Sur certains faisceaux de formes méromorphes en géométrie analytique complexe II
Kaddar Mohamed
TL;DR
This work develops a comprehensive framework for the functorial behavior of the sheaves ${\mathcal{L}}^{\bullet}_{X}$ of meromorphic forms that lift holomorphically to every desingularization of a reduced complex space $X$ of pure dimension $m$. It constructs natural pullback and higher direct image morphisms under broad classes of morphisms, using two complementary approaches: fiber integration with relative Kähler forms and duality/trace arguments on dualizing complexes. The paper proves independence from auxiliary choices (desingularizations, Kähler forms) and establishes base-change and composition compatibilities, unifying and extending classical results such as Grauert–Riemenschneider vanishing and the theory of singularities.
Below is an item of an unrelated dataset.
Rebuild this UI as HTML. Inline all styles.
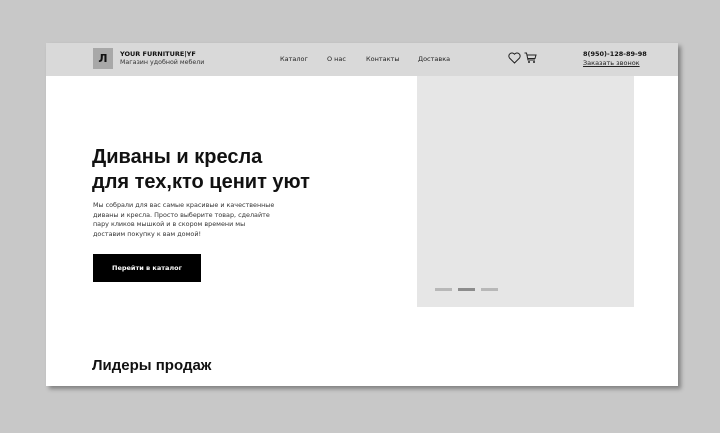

By addressing both restriction and fiber-wise integration, it provides analytic tools for studying $L^{2}$-type meromorphic forms on singular spaces and their functorial properties in families.
Abstract
We study some functorial properties of certain sheaves of meromorphic forms on reduced complex space; particulary, the meromorphic forms which extend holomorphicaly on any desingularisation. The purpose concern their behavior under pull back and higher direct image (and in some case by integration on fibres of equidimensional or open morphism).